■節子への挽歌2369:一緒のいる時間の大切さ
節子
もう30年ほど会っていなかった従弟が、東京に来るというので、首都圏在住の従兄弟たちにも声をかけて、久しぶりに会食しました。
みんなそれぞれに歳をとり、なかなか会う機会も少なくなりました。
人生は、人それぞれです。
歳をとるにつれて、それぞれの人生に埋没して、なかなか会う機会がなくなりがちです。
逆に、兄弟姉妹でも利害関係や感情のもつれから、疎遠になることもあります。
私は2人兄弟ですが、価値観の違いから、会うとほぼ必ず論争になります。
それでも、幸いに住んでいるところが近いので、会う機会は多いです。
人のつながりは、会う時間の長さに大きく影響しています。
先日、ある集まりで、若者たちに、いまの社会で一番欠けているのは何かを訊いてみました。
最初に答えた若い女性は、「家族のつながり」と言いました。
どうして家族のつながりがなくなってきたのかと質問したら、「一緒にいる時間が少ないから」と答えました。
人のつながりは、一緒にいる時間や共通の体験によって、深まります。
ただし、そこに上下関係や拘束関係があれば、つながりもおかしなものになりかねません。
「絆」という言葉には、そうした要素がたぶんに含まれているため、安直に使うべきではないと私は思っています。
これは、東北被災地で活動していた医師の岡部さんから教えてもらったことです。
私と節子もまた、一緒にいる時間によって、その関係は大きく変わったように思います。
私たちが、お互いに深く理解しあえたのは、私が会社を辞めてからです。
お互いに、それまでは見えてこなかったことが見え始めました。
もし、私が会社を辞めていなかったら、私と節子の関係も変わっていたかもしれません。
この挽歌も、書かなかったかもしれません。
離婚が話題になるほどの夫婦の話が、時々、耳に入ってきます。
どんなに喧嘩をしていても、価値観や性格がちがっていても、対等な関係で一緒にいる時間が積み重なっていけば、つながりは深まります。

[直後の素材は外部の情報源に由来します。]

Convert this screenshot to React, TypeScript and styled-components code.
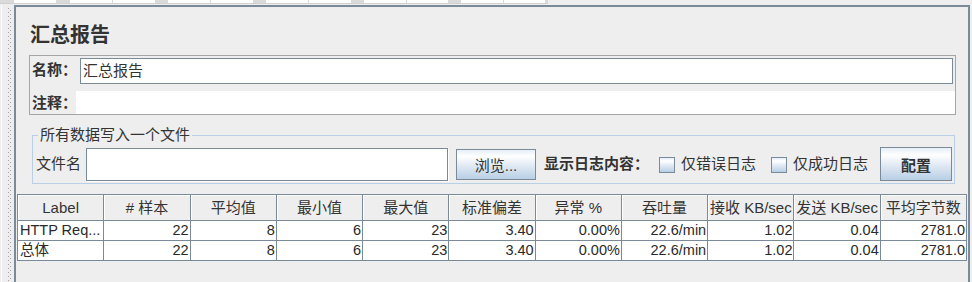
import React from 'react';
import styled, { createGlobalStyle } from 'styled-components';

const GlobalStyle = createGlobalStyle`
  html, body { margin: 0; padding: 0; background: #eeeeee; }
  body {
    font-family: "Liberation Sans", "Noto Sans CJK SC", sans-serif;
    color: #333333;
  }
  * { box-sizing: border-box; }
`;

const FONT = `"Liberation Sans", "Noto Sans CJK SC", sans-serif`;

const Page = styled.div`
  width: 972px;
  height: 282px;
  overflow: hidden;
  display: flex;
  flex-direction: column;
  background: #eeeeee;
`;

const TopStrip = styled.div`
  height: 5px;
  flex-shrink: 0;
  display: flex;
  align-items: flex-start;
`;

const StripTrack = styled.div`
  display: flex;
  width: 548px;
  height: 4px;
  background: #dadada;
  border-bottom: 1px solid #d0d0d0;
`;

const StripBlock = styled.div<{ $w: number; $white?: boolean }>`
  width: ${(p) => p.$w}px;
  height: 3px;
  flex-shrink: 0;
  background: ${(p) => (p.$white ? '#ffffff' : '#dadada')};
`;

const Body = styled.div`
  flex: 1;
  display: flex;
  min-height: 0;
`;

const Gutter = styled.div`
  width: 14px;
  flex-shrink: 0;
  background:
    linear-gradient(#fbfbfb, #fbfbfb) 1px 0 / 1px 100% no-repeat,
    repeating-linear-gradient(to bottom, #9aa5b1 0 1px, transparent 1px 4px) 8px 3px / 1px 100% no-repeat,
    repeating-linear-gradient(to bottom, #9aa5b1 0 1px, transparent 1px 4px) 10px 5px / 1px 100% no-repeat;
`;

const Panel = styled.div`
  width: 956px;
  flex-shrink: 0;
  border: 2px solid #7a8a99;
  border-bottom: none;
  display: flex;
  flex-direction: column;
`;

const Title = styled.div`
  margin: 16px 0 0 14px;
  font-size: 20px;
  line-height: 24px;
  font-weight: bold;
  color: #333;
`;

const NameBox = styled.div`
  margin: 8px 12px 0 13px;
  height: 60px;
  border: 1px solid #a5a5a5;
  display: flex;
  flex-direction: column;
`;

const NameRow = styled.div`
  height: 28px;
  display: flex;
  align-items: flex-end;
  padding: 0 2px 0 2px;
`;

const CommentRow = styled.div`
  height: 23px;
  margin-top: 7px;
  display: flex;
  align-items: stretch;
  padding-left: 2px;
`;

const FieldLabel = styled.div<{ $w: number }>`
  width: ${(p) => p.$w}px;
  flex-shrink: 0;
  align-self: center;
  font-size: 15px;
  line-height: 18px;
  font-weight: bold;
  color: #333;
  white-space: nowrap;
`;

const NameInput = styled.div`
  flex: 1;
  height: 26px;
  border: 1px solid #7a8a99;
  background: #ffffff;
  padding: 0 2px;
  font-size: 15px;
  line-height: 24px;
  color: #333;
`;

const CommentArea = styled.div`
  flex: 1;
  background: #ffffff;
`;

const FileSet = styled.fieldset`
  margin: 11px 0 0 16px;
  width: 923px;
  padding: 3px 2px 2px 3px;
  border: 1px solid #b8cfe5;
  min-width: 0;
`;

const FileLegend = styled.legend`
  margin-left: 2px;
  padding: 0 2px;
  font-size: 15px;
  line-height: 18px;
  color: #333;
`;

const FileRow = styled.div`
  height: 34px;
  display: flex;
  align-items: center;
`;

const PlainLabel = styled.div<{ $w?: number; $bold?: boolean; $ml?: number }>`
  ${(p) => (p.$w ? `width: ${p.$w}px; flex-shrink: 0;` : '')}
  margin-left: ${(p) => p.$ml ?? 0}px;
  font-size: 15px;
  line-height: 18px;
  font-weight: ${(p) => (p.$bold ? 'bold' : 'normal')};
  color: #333;
  white-space: nowrap;
`;

const FileInput = styled.div`
  width: 362px;
  height: 33px;
  flex-shrink: 0;
  background: #ffffff;
  border: 1px solid #7a8a99;
  box-shadow: 1px 1px 0 #ffffff;
`;

const oceanGradient = `linear-gradient(to bottom, #e6eef7 0%, #ffffff 22%, #e4ecf5 50%, #b8cfe5 100%)`;

const Button = styled.div<{ $w: number; $h: number; $ml?: number; $bold?: boolean; $auto?: boolean }>`
  width: ${(p) => p.$w}px;
  height: ${(p) => p.$h}px;
  flex-shrink: 0;
  margin-left: ${(p) => (p.$auto ? 'auto' : `${p.$ml ?? 0}px`)};
  border: 1px solid #7a8a99;
  background: ${oceanGradient};
  display: flex;
  align-items: center;
  justify-content: center;
  font-size: 15px;
  font-weight: ${(p) => (p.$bold ? 'bold' : 'normal')};
  color: #333;
`;

const CheckItem = styled.div<{ $ml: number }>`
  display: flex;
  align-items: center;
  flex-shrink: 0;
  margin-left: ${(p) => p.$ml}px;
`;

const CheckBox = styled.div`
  width: 16px;
  height: 16px;
  border: 1px solid #7a8a99;
  background: ${oceanGradient};
  margin-right: 6px;
  margin-top: 1px;
`;

const Table = styled.div`
  margin: 10px 0 0 1px;
  width: 950px;
  display: grid;
  grid-template-columns: repeat(11, 1fr);
  border-top: 1px solid #7a8a99;
  border-left: 1px solid #7a8a99;
`;

const HeadCell = styled.div`
  height: 26px;
  border-right: 1px solid #7a8a99;
  border-bottom: 1px solid #7a8a99;
  background: #eeeeee;
  box-shadow: inset 1px 1px 0 #ffffff;
  font-size: 15px;
  line-height: 25px;
  text-align: center;
  white-space: nowrap;
  overflow: hidden;
  color: #333;
`;

const DataCell = styled.div<{ $left?: boolean }>`
  height: 20px;
  border-right: 1px solid #7a8a99;
  border-bottom: 1px solid #7a8a99;
  background: #ffffff;
  font-size: 14.5px;
  line-height: 19px;
  text-align: ${(p) => (p.$left ? 'left' : 'right')};
  padding: ${(p) => (p.$left ? '0 0 0 2px' : '0 1px 0 0')};
  white-space: nowrap;
  overflow: hidden;
  color: #2a2a2a;
  font-family: ${FONT};
`;

const strip: Array<[number, boolean]> = [
  [14, false], [42, true], [14, false], [42, true], [1, false], [42, true],
  [13, false], [42, true], [1, false], [42, true], [13, false], [42, true],
  [1, false], [42, true], [13, false], [42, true], [1, false], [41, true],
  [13, false], [42, true], [1, false], [41, true], [3, false],
];

const headers = ['Label', '# 样本', '平均值', '最小值', '最大值', '标准偏差', '异常 %', '吞吐量', '接收 KB/sec', '发送 KB/sec', '平均字节数'];

const rows = [
  ['HTTP Req...', '22', '8', '6', '23', '3.40', '0.00%', '22.6/min', '1.02', '0.04', '2781.0'],
  ['总体', '22', '8', '6', '23', '3.40', '0.00%', '22.6/min', '1.02', '0.04', '2781.0'],
];

export default function App() {
  return (
    <>
      <GlobalStyle />
      <Page>
        <TopStrip>
          <StripTrack>
            {strip.map(([w, white], i) => (
              <StripBlock key={i} $w={w} $white={white} />
            ))}
          </StripTrack>
        </TopStrip>
        <Body>
          <Gutter />
          <Panel>
            <Title>汇总报告</Title>
            <NameBox>
              <NameRow>
                <FieldLabel $w={48}>名称：</FieldLabel>
                <NameInput>汇总报告</NameInput>
              </NameRow>
              <CommentRow>
                <FieldLabel $w={44}>注释：</FieldLabel>
                <CommentArea />
              </CommentRow>
            </NameBox>
            <FileSet>
              <FileLegend>所有数据写入一个文件</FileLegend>
              <FileRow>
                <PlainLabel $w={50}>文件名</PlainLabel>
                <FileInput />
                <Button $w={80} $h={31} $ml={8}>浏览...</Button>
                <PlainLabel $bold $ml={8}>显示日志内容：</PlainLabel>
                <CheckItem $ml={10}>
                  <CheckBox />
                  <PlainLabel>仅错误日志</PlainLabel>
                </CheckItem>
                <CheckItem $ml={15}>
                  <CheckBox />
                  <PlainLabel>仅成功日志</PlainLabel>
                </CheckItem>
                <Button $w={72} $h={34} $bold $auto>配置</Button>
              </FileRow>
            </FileSet>
            <Table>
              {headers.map((h) => (
                <HeadCell key={h}>{h}</HeadCell>
              ))}
              {rows.map((r, ri) =>
                r.map((c, ci) => (
                  <DataCell key={`${ri}-${ci}`} $left={ci === 0}>
                    {c}
                  </DataCell>
                ))
              )}
            </Table>
          </Panel>
        </Body>
      </Page>
    </>
  );
}
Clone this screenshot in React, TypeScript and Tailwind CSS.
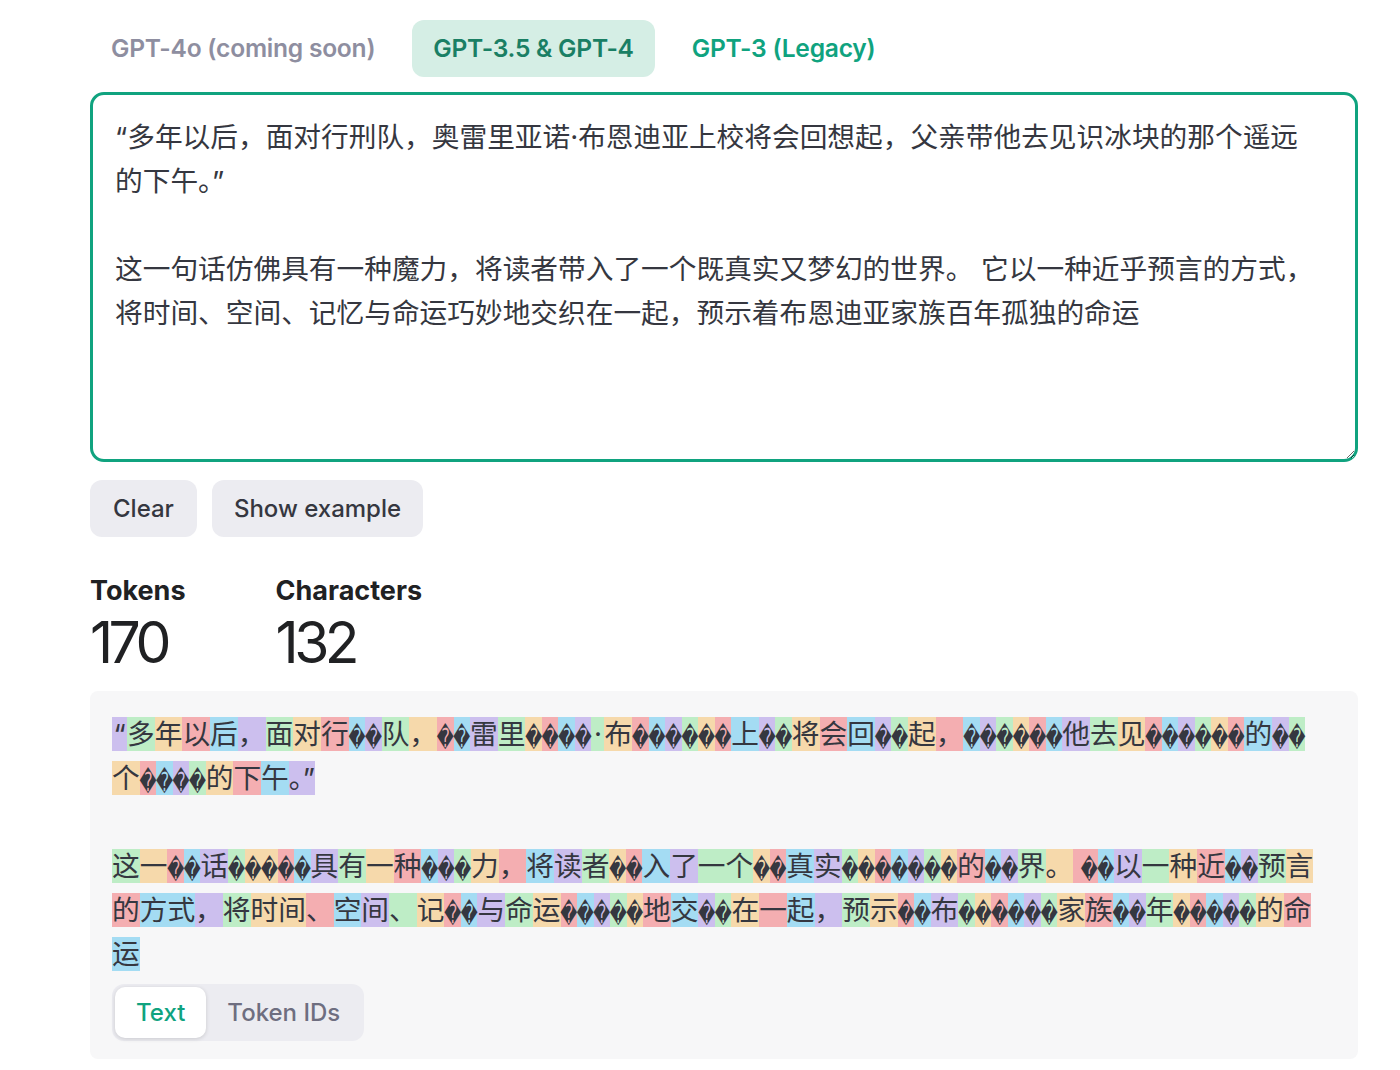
import { useState } from 'react';

const TEXT =
  '“多年以后，面对行刑队，奥雷里亚诺·布恩迪亚上校将会回想起，父亲带他去见识冰块的那个遥远的下午。”\n\n这一句话仿佛具有一种魔力，将读者带入了一个既真实又梦幻的世界。 它以一种近乎预言的方式，将时间、空间、记忆与命运巧妙地交织在一起，预示着布恩迪亚家族百年孤独的命运';

// tokens per visual line, "_" stands for a space
const LINES: (string | null)[] = [
  '“ 多 年 以 后 ， 面 对 行 � � 队 ， � � 雷 里 � � � � · 布 � � � � � � 上 � � 将 会 回 � � 起 ， � � � � � � 他 去 见 � � � � � � 的 � �',
  '个 � � � � 的 下 午 。”',
  null,
  '这 一 � � 话 � �� � � 具 有 一 种 � � � 力 ， 将 读 者 � � 入 了 一个 � � 真 实 � � � � � � � 的 � � 界 。 _� � 以 一 种 近 � � 预 言',
  '的 方式 ， 将 时间 、 空 间 、 记 � � 与 命 运 � � � � � 地 交 � � 在 一 起 ， 预 示 � � 布 � � � � � � 家 族 � � 年 � � � � � 的 命',
  '运',
];

const COLORS = [
  'bg-[rgba(107,64,216,0.3)]',
  'bg-[rgba(104,222,122,0.4)]',
  'bg-[rgba(244,172,54,0.4)]',
  'bg-[rgba(239,65,70,0.4)]',
  'bg-[rgba(39,181,234,0.4)]',
];

const FONT = "font-['Inter','Noto_Sans_CJK_SC',sans-serif]";

function Char({ c }: { c: string }) {
  if (c === '�')
    return (
      <span className="inline-flex w-[16.5px] justify-center">
        <span className="inline-block font-['DejaVu_Sans'] text-[16.5px] scale-y-[1.6]">{c}</span>
      </span>
    );
  if (c === '“') return <span className="inline-block w-[15px] text-center">{c}</span>;
  if (c === '·') return <span className="inline-block w-[13px] text-center">{c}</span>;
  return <span>{c}</span>;
}

function Token({ text, idx }: { text: string; idx: number }) {
  const chars = Array.from(text.replace(/_/g, ' '));
  return (
    <span className={COLORS[idx % 5]}>
      {chars.map((c, i) => (
        <Char key={i} c={c} />
      ))}
    </span>
  );
}

function TokenView() {
  let n = 0;
  return (
    <div className="text-[27.7px] leading-[44px] text-[#353740]">
      {LINES.map((line, li) => {
        if (line === null) return <div key={li} className="h-[44px]" />;
        const toks = line.split(' ');
        return (
          <div key={li} className="h-[44px] whitespace-pre">
            {toks.map((t) => {
              const i = n++;
              return <Token key={i} text={t} idx={i} />;
            })}
          </div>
        );
      })}
    </div>
  );
}

export default function App() {
  const [tab, setTab] = useState(1);
  const [view, setView] = useState<'text' | 'ids'>('text');
  const tabs = ['GPT-4o (coming soon)', 'GPT-3.5 & GPT-4', 'GPT-3 (Legacy)'];

  return (
    <div className={`${FONT} min-h-screen bg-white pt-[20px] pl-[90px]`}>
      <div className="w-[1268px]">
        <div className="flex gap-4">
          {tabs.map((t, i) => (
            <button
              key={t}
              onClick={() => i > 0 && setTab(i)}
              className={`h-[57px] px-[21px] rounded-[12px] text-[24.6px] font-semibold tracking-[-0.01em]
                ${i === 0 ? 'text-[#8e8ea0]' : ''}
                ${i > 0 && tab === i ? 'bg-[#d5eee5] text-[#1a7f64]' : ''}
                ${i > 0 && tab !== i ? 'text-[#10a37f]' : ''}`}
            >
              {t}
            </button>
          ))}
        </div>

        <textarea
          defaultValue={TEXT}
          className="mt-[15px] block w-full h-[370px] border-[3px] border-[#10a37f] rounded-[14px] pl-[22px] pr-[37px] pt-[20px] text-[27.7px] leading-[44px] text-[#353740] outline-none resize-y"
        />

        <div className="mt-[18px] flex gap-[15px]">
          <button className="h-[57px] px-[23px] rounded-[12px] bg-[#ececf1] text-[24px] font-medium text-[#353740]">
            Clear
          </button>
          <button className="h-[57px] px-[22px] rounded-[12px] bg-[#ececf1] text-[24px] font-medium text-[#353740]">
            Show example
          </button>
        </div>

        <div className="mt-[38px] flex gap-[90px] text-[#202123]">
          <div>
            <div className="text-[27px] leading-[32px] font-bold">Tokens</div>
            <div className="mt-[6px] text-[57px] leading-[60px] tracking-[-0.08em]">170</div>
          </div>
          <div>
            <div className="text-[27px] leading-[32px] font-bold">Characters</div>
            <div className="mt-[6px] text-[57px] leading-[60px] tracking-[-0.08em]">132</div>
          </div>
        </div>

        <div className="mt-[18px] rounded-[8px] bg-[#f7f7f8] px-[22px] pt-[21px] pb-[18px]">
          <TokenView />
          <div className="mt-[8px] inline-flex rounded-[12px] bg-[#ececf1] p-[3px]">
            <button
              onClick={() => setView('text')}
              className={`h-[51px] px-[21px] rounded-[10px] text-[24px] font-medium ${
                view === 'text' ? 'bg-white text-[#10a37f] shadow-[0_1px_4px_rgba(0,0,0,0.15)]' : 'text-[#6e6e80]'
              }`}
            >
              Text
            </button>
            <button
              onClick={() => setView('ids')}
              className={`h-[51px] px-[21px] rounded-[10px] text-[24px] font-medium ${
                view === 'ids' ? 'bg-white text-[#10a37f] shadow-[0_1px_4px_rgba(0,0,0,0.15)]' : 'text-[#6e6e80]'
              }`}
            >
              Token IDs
            </button>
          </div>
        </div>
      </div>
    </div>
  );
}
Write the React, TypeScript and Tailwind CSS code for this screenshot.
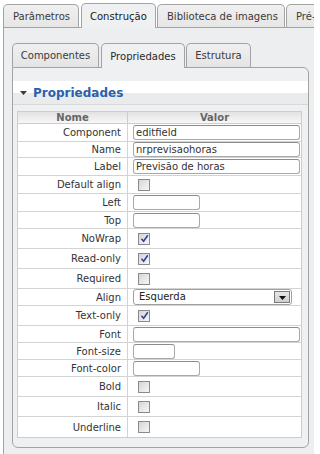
import React from "react";

type Row =
  | { label: string; kind: "text"; value?: string; w: number; h: number }
  | { label: string; kind: "check"; checked: boolean; h: number }
  | { label: string; kind: "select"; value: string; h: number };

const rows: Row[] = [
  { label: "Component", kind: "text", value: "editfield", w: 167, h: 18 },
  { label: "Name", kind: "text", value: "nrprevisaohoras", w: 167, h: 16 },
  { label: "Label", kind: "text", value: "Previsão de horas", w: 167, h: 18 },
  { label: "Default align", kind: "check", checked: false, h: 18 },
  { label: "Left", kind: "text", w: 67, h: 18 },
  { label: "Top", kind: "text", w: 67, h: 17 },
  { label: "NoWrap", kind: "check", checked: true, h: 20 },
  { label: "Read-only", kind: "check", checked: true, h: 20 },
  { label: "Required", kind: "check", checked: false, h: 20 },
  { label: "Align", kind: "select", value: "Esquerda", h: 17 },
  { label: "Text-only", kind: "check", checked: true, h: 20 },
  { label: "Font", kind: "text", w: 167, h: 17 },
  { label: "Font-size", kind: "text", w: 42, h: 17 },
  { label: "Font-color", kind: "text", w: 67, h: 17 },
  { label: "Bold", kind: "check", checked: false, h: 20 },
  { label: "Italic", kind: "check", checked: false, h: 20 },
  { label: "Underline", kind: "check", checked: false, h: 20 },
];

function TopTab({ label, active, w }: { label: string; active?: boolean; w: number }) {
  return (
    <div
      style={{ width: w }}
      className={
        active
          ? "relative z-10 -mb-px flex h-[25px] shrink-0 items-center rounded-t-[5px] border border-b-0 border-[#a3a3a3] bg-[#eef0f1] pl-[8px] text-[#1a1a1a]"
          : "flex h-[23px] shrink-0 items-center overflow-hidden rounded-t-[5px] border border-b-0 border-[#a3a3a3] bg-[linear-gradient(to_bottom,#f0f0f0,#e6e6e6)] pl-[9px] text-[#3a3a3a]"
      }
    >
      <span className="whitespace-nowrap">{label}</span>
    </div>
  );
}

function InnerTab({ label, active, w }: { label: string; active?: boolean; w: number }) {
  return (
    <div
      style={{ width: w }}
      className={
        active
          ? "relative z-10 -mb-px flex h-[25px] shrink-0 items-center justify-center rounded-t-[5px] border border-b-0 border-[#a3a3a3] bg-[#eff0f1] text-[#2a2a2a]"
          : "flex h-[24px] shrink-0 items-center justify-center rounded-t-[5px] border border-b-0 border-[#a3a3a3] bg-[linear-gradient(to_bottom,#f0f0f0,#e4e4e4)] text-[#3a3a3a]"
      }
    >
      <span className="whitespace-nowrap">{label}</span>
    </div>
  );
}

function Checkbox({ checked }: { checked: boolean }) {
  return (
    <div className="ml-[10px] flex h-[12px] w-[12px] items-center justify-center border border-[#8a8a8a] bg-[linear-gradient(135deg,#d6d6d6,#f6f6f6)]">
      {checked && (
        <svg width="9" height="9" viewBox="0 0 9 9">
          <path d="M1.5 4.8 L3.6 7.2 L7.8 1.2" fill="none" stroke="#2c3f9e" strokeWidth="1.5" />
        </svg>
      )}
    </div>
  );
}

function TextInput({ value, w }: { value?: string; w: number }) {
  return (
    <div
      style={{ width: w }}
      className="ml-[5px] flex h-[15px] items-center rounded-[3px] border border-[#a9a9a9] border-t-[#8c8c8c] bg-white pl-[2px] text-[#333]"
    >
      <span className="whitespace-nowrap leading-none">{value ?? ""}</span>
    </div>
  );
}

function Select({ value }: { value: string }) {
  return (
    <div className="ml-[5px] flex h-[16px] w-[159px] items-center justify-between rounded-[3px] border border-[#a0a0a0] bg-white pl-[5px] pr-[1px] text-[#222]">
      <span className="whitespace-nowrap leading-none">{value}</span>
      <div className="flex h-[12px] w-[16px] items-end justify-center border border-[#7a7a7a] bg-[linear-gradient(to_bottom,#e8e8e8,#cfcfcf)] pb-[2px]">
        <svg width="7" height="4" viewBox="0 0 7 4">
          <path d="M0 0 L7 0 L3.5 4 Z" fill="#111" />
        </svg>
      </div>
    </div>
  );
}

export default function App() {
  return (
    <div className="flex h-[454px] w-[314px] flex-col overflow-hidden bg-white font-['DejaVu_Sans',Verdana,sans-serif] text-[10px]">
      {/* top tabs */}
      <div className="flex items-end pl-[3px] pt-[3px]">
        <TopTab label="Parâmetros" w={76} />
        <div className="w-[2px] shrink-0" />
        <TopTab label="Construção" active w={75} />
        <div className="w-[1px] shrink-0" />
        <TopTab label="Biblioteca de imagens" w={128} />
        <div className="w-[1px] shrink-0" />
        <TopTab label="Pré-" w={40} />
      </div>

      {/* outer panel */}
      <div className="ml-[3px] flex w-[360px] flex-1 flex-col border-l border-t border-[#a3a3a3] bg-[#eceef0] pl-[8px] pt-[15px]">
        {/* inner tabs */}
        <div className="flex items-end">
          <InnerTab label="Componentes" w={87} />
          <div className="w-[2px] shrink-0" />
          <InnerTab label="Propriedades" active w={84} />
          <div className="w-[1px] shrink-0" />
          <InnerTab label="Estrutura" w={65} />
        </div>

        {/* inner panel */}
        <div className="flex w-[297px] flex-col rounded-b-[6px] rounded-tr-[6px] border border-[#a3a3a3] bg-[#eff0f1] pb-[9px] pt-[13px]">
          {/* header band */}
          <div className="flex h-[24px] items-center border-b border-[#d6d8d9] bg-[linear-gradient(to_bottom,#ffffff_50%,#eaecec_50%)] pl-[7px]">
            <svg width="7" height="4" viewBox="0 0 7 4" className="mr-[6px]">
              <path d="M0 0 L7 0 L3.5 4 Z" fill="#3a3a3a" />
            </svg>
            <span className="text-[12px] font-bold text-[#2a5fae]">Propriedades</span>
          </div>

          {/* table */}
          <div className="ml-[4px] mt-[6px] w-[285px] border border-[#cdcdcd] bg-white">
            <div className="grid h-[12px] grid-cols-[110px_1fr] border-b border-[#cdcdcd] bg-[linear-gradient(to_bottom,#e2e2e2,#f7f7f7)] font-bold text-[#666] leading-[11px]">
              <div className="border-r border-[#cdcdcd] text-center">Nome</div>
              <div className="text-center">Valor</div>
            </div>
            {rows.map((r, i) => (
              <div
                key={r.label}
                style={{ height: r.h }}
                className={
                  i === rows.length - 1
                    ? "grid grid-cols-[110px_1fr]"
                    : "grid grid-cols-[110px_1fr] border-b border-[#d3d3d3]"
                }
              >
                <div className="flex items-center justify-end border-r border-[#d3d3d3] pr-[6px] text-[#333]">
                  <span className="whitespace-nowrap">{r.label}</span>
                </div>
                <div className="flex items-center">
                  {r.kind === "text" && <TextInput value={r.value} w={r.w} />}
                  {r.kind === "check" && <Checkbox checked={r.checked} />}
                  {r.kind === "select" && <Select value={r.value} />}
                </div>
              </div>
            ))}
          </div>
        </div>
      </div>
    </div>
  );
}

DVなどがある場合は別ですが、会話がないとか、好みが違うとか、そんなことであれば、離婚はしないほうがいいでしょう。
会話がなくても、いつか一緒に暮らしていたことが、大きな価値を持っていることに気づくことがあるものです。
なにやら従兄弟での会食の話とは違うことを書いてしまいました。
念のために言えば、会食では、そんな話は一切出ませんでした。
幸いに、私が苦手な昔話もほどほどでした。
何を話したでもないのですが、あっという間の5時間でした。